Current 7th grader Claire Brown agrees. “I find it fun having the subject come up in four of my classes,” she said. “It makes it so you can learn the most about yourself in many different ways. It’s also helpful with our overall learning because we are able to connect and relate to things we learn in other classes.”

While Walsh would have taught some of this content even without this interdisciplinary unit, he feels that the collaboration has sharpened his lessons into a unified purpose. “The conversation around this in class is really great,” he said. “It helps the students to better analyze characters in the novels. They see them in a different light. They are now automatically giving a second look to the villains in the literature, questioning whether the experience with society's expectations, assumptions, and even stereotypes influenced their development. They’re building empathy.”

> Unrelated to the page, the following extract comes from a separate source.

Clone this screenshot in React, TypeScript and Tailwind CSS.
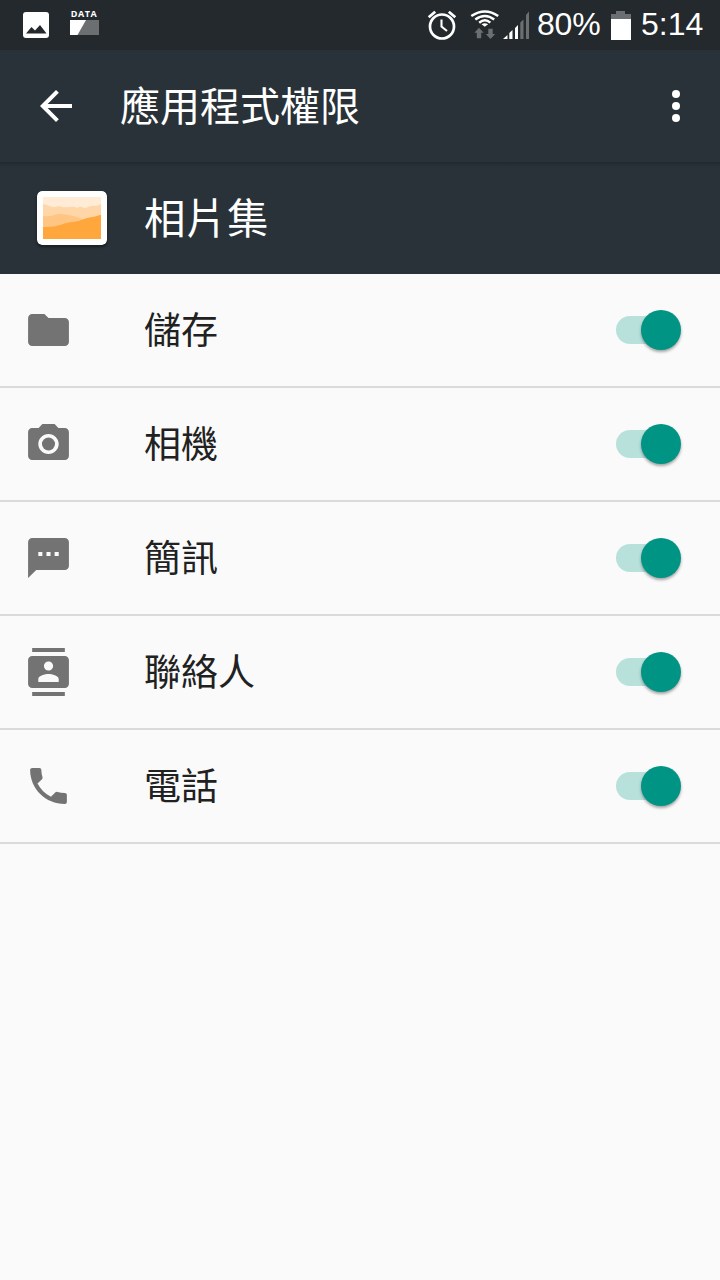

And while they’re still learning the academic skills required to succeed, they are also discovering important information about themselves – where they came from, what or who has influenced them, and what they reveal to those around them.

“Knowing yourself is a critical component for emotional intelligence, which helps with every single subject and with relationships, careers and life in general,” said Schoeberlein. “I’m proud that we can work collaboratively to guide them towards making these connections.”